• [AIM OF THE TASK]: Write the material out again in full, word for word. Do not include the pictures.

• [DATASET CONTENT]:
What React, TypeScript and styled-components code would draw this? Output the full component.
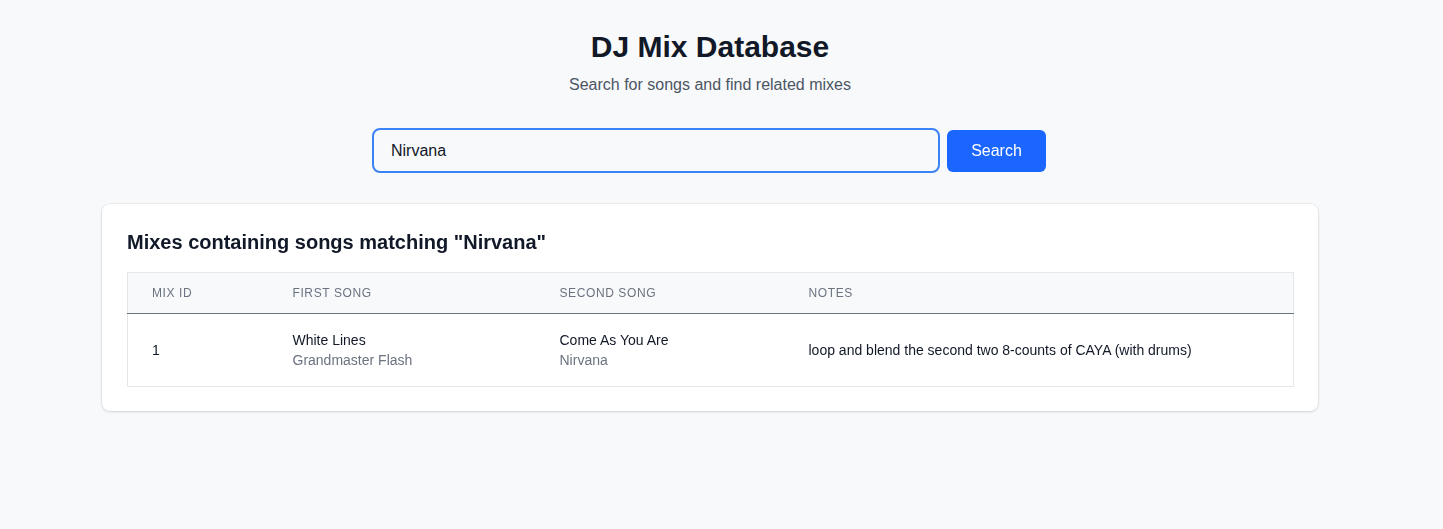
import React from "react";
import styled, { createGlobalStyle } from "styled-components";

const Global = createGlobalStyle`
  html, body { margin: 0; padding: 0; background: #f8f9fb; }
  body { font-family: "Liberation Sans", Arial, sans-serif; color: #111827; }
  * { box-sizing: border-box; }
`;

const Page = styled.div`
  padding: 28px 23px 40px 0;
`;

const Container = styled.div`
  max-width: 1216px;
  margin: 0 auto;
`;

const Header = styled.header`
  text-align: center;
`;

const Title = styled.h1`
  margin: 0;
  font-size: 30px;
  line-height: 38px;
  font-weight: 700;
  color: #111827;
`;

const Subtitle = styled.p`
  margin: 9px 0 0;
  font-size: 16px;
  line-height: 20px;
  color: #4b5563;
`;

const SearchRow = styled.form`
  display: flex;
  justify-content: center;
  align-items: center;
  gap: 7px;
  margin-top: 33px;
  padding-right: 2px;
`;

const Input = styled.input`
  width: 568px;
  height: 45px;
  border: 2px solid #3b82f6;
  border-radius: 8px;
  background: #f8f9fb;
  padding: 0 17px;
  font-family: inherit;
  font-size: 16px;
  color: #111827;
  caret-color: #111827;
  outline: none;
`;

const Button = styled.button`
  width: 99px;
  height: 42px;
  border: none;
  border-radius: 6px;
  background: #1a66ff;
  color: #ffffff;
  font-family: inherit;
  font-size: 16px;
  cursor: pointer;
`;

const Card = styled.section`
  margin-top: 31px;
  background: #ffffff;
  border-radius: 8px;
  box-shadow: 0 1px 3px rgba(0, 0, 0, 0.12), 0 0 0 1px rgba(0, 0, 0, 0.04);
  padding: 26px 24px 24px 25px;
`;

const CardTitle = styled.h2`
  margin: 0 0 18px;
  font-size: 20px;
  line-height: 24px;
  font-weight: 700;
  color: #111827;
`;

const Table = styled.table`
  width: 100%;
  table-layout: fixed;
  border-collapse: collapse;
  border: 1px solid #e5e7eb;
`;

const Th = styled.th<{ $w?: number }>`
  width: ${(p) => (p.$w ? `${p.$w}px` : "auto")};
  text-align: left;
  padding: 0 24px;
  height: 41px;
  background: #f8f9fb;
  font-size: 12px;
  font-weight: 400;
  letter-spacing: 0.6px;
  text-transform: uppercase;
  color: #6b7280;
  border-bottom: 1px solid #6b7280;
`;

const Td = styled.td`
  padding: 0 24px;
  height: 73px;
  font-size: 14px;
  color: #111827;
  vertical-align: middle;
`;

const SongTitle = styled.div`
  font-size: 14px;
  line-height: 20px;
  color: #111827;
`;

const Artist = styled.div`
  font-size: 14px;
  line-height: 20px;
  color: #6b7280;
`;

export default function App() {
  return (
    <>
      <Global />
      <Page>
        <Container>
          <Header>
            <Title>DJ Mix Database</Title>
            <Subtitle>Search for songs and find related mixes</Subtitle>
          </Header>
          <SearchRow onSubmit={(e) => e.preventDefault()}>
            <Input defaultValue="Nirvana" autoFocus />
            <Button type="submit">Search</Button>
          </SearchRow>
          <Card>
            <CardTitle>Mixes containing songs matching "Nirvana"</CardTitle>
            <Table>
              <thead>
                <tr>
                  <Th $w={141}>Mix ID</Th>
                  <Th $w={267}>First Song</Th>
                  <Th $w={249}>Second Song</Th>
                  <Th>Notes</Th>
                </tr>
              </thead>
              <tbody>
                <tr>
                  <Td>1</Td>
                  <Td>
                    <SongTitle>White Lines</SongTitle>
                    <Artist>Grandmaster Flash</Artist>
                  </Td>
                  <Td>
                    <SongTitle>Come As You Are</SongTitle>
                    <Artist>Nirvana</Artist>
                  </Td>
                  <Td>loop and blend the second two 8-counts of CAYA (with drums)</Td>
                </tr>
              </tbody>
            </Table>
          </Card>
        </Container>
      </Page>
    </>
  );
}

• [SOLUTION FOR THIS PROBLEM]:
What React, TypeScript and styled-components code would draw this? Output the full component.
import React from "react";
import styled, { createGlobalStyle } from "styled-components";

const Global = createGlobalStyle`
  html, body { margin: 0; padding: 0; background: #f8f9fb; }
  body { font-family: "Liberation Sans", Arial, sans-serif; color: #111827; }
  * { box-sizing: border-box; }
`;

const Page = styled.div`
  padding: 28px 23px 40px 0;
`;

const Container = styled.div`
  max-width: 1216px;
  margin: 0 auto;
`;

const Header = styled.header`
  text-align: center;
`;

const Title = styled.h1`
  margin: 0;
  font-size: 30px;
  line-height: 38px;
  font-weight: 700;
  color: #111827;
`;

const Subtitle = styled.p`
  margin: 9px 0 0;
  font-size: 16px;
  line-height: 20px;
  color: #4b5563;
`;

const SearchRow = styled.form`
  display: flex;
  justify-content: center;
  align-items: center;
  gap: 7px;
  margin-top: 33px;
  padding-right: 2px;
`;

const Input = styled.input`
  width: 568px;
  height: 45px;
  border: 2px solid #3b82f6;
  border-radius: 8px;
  background: #f8f9fb;
  padding: 0 17px;
  font-family: inherit;
  font-size: 16px;
  color: #111827;
  caret-color: #111827;
  outline: none;
`;

const Button = styled.button`
  width: 99px;
  height: 42px;
  border: none;
  border-radius: 6px;
  background: #1a66ff;
  color: #ffffff;
  font-family: inherit;
  font-size: 16px;
  cursor: pointer;
`;

const Card = styled.section`
  margin-top: 31px;
  background: #ffffff;
  border-radius: 8px;
  box-shadow: 0 1px 3px rgba(0, 0, 0, 0.12), 0 0 0 1px rgba(0, 0, 0, 0.04);
  padding: 26px 24px 24px 25px;
`;

const CardTitle = styled.h2`
  margin: 0 0 18px;
  font-size: 20px;
  line-height: 24px;
  font-weight: 700;
  color: #111827;
`;

const Table = styled.table`
  width: 100%;
  table-layout: fixed;
  border-collapse: collapse;
  border: 1px solid #e5e7eb;
`;

const Th = styled.th<{ $w?: number }>`
  width: ${(p) => (p.$w ? `${p.$w}px` : "auto")};
  text-align: left;
  padding: 0 24px;
  height: 41px;
  background: #f8f9fb;
  font-size: 12px;
  font-weight: 400;
  letter-spacing: 0.6px;
  text-transform: uppercase;
  color: #6b7280;
  border-bottom: 1px solid #6b7280;
`;

const Td = styled.td`
  padding: 0 24px;
  height: 73px;
  font-size: 14px;
  color: #111827;
  vertical-align: middle;
`;

const SongTitle = styled.div`
  font-size: 14px;
  line-height: 20px;
  color: #111827;
`;

const Artist = styled.div`
  font-size: 14px;
  line-height: 20px;
  color: #6b7280;
`;

export default function App() {
  return (
    <>
      <Global />
      <Page>
        <Container>
          <Header>
            <Title>DJ Mix Database</Title>
            <Subtitle>Search for songs and find related mixes</Subtitle>
          </Header>
          <SearchRow onSubmit={(e) => e.preventDefault()}>
            <Input defaultValue="Nirvana" autoFocus />
            <Button type="submit">Search</Button>
          </SearchRow>
          <Card>
            <CardTitle>Mixes containing songs matching "Nirvana"</CardTitle>
            <Table>
              <thead>
                <tr>
                  <Th $w={141}>Mix ID</Th>
                  <Th $w={267}>First Song</Th>
                  <Th $w={249}>Second Song</Th>
                  <Th>Notes</Th>
                </tr>
              </thead>
              <tbody>
                <tr>
                  <Td>1</Td>
                  <Td>
                    <SongTitle>White Lines</SongTitle>
                    <Artist>Grandmaster Flash</Artist>
                  </Td>
                  <Td>
                    <SongTitle>Come As You Are</SongTitle>
                    <Artist>Nirvana</Artist>
                  </Td>
                  <Td>loop and blend the second two 8-counts of CAYA (with drums)</Td>
                </tr>
              </tbody>
            </Table>
          </Card>
        </Container>
      </Page>
    </>
  );
}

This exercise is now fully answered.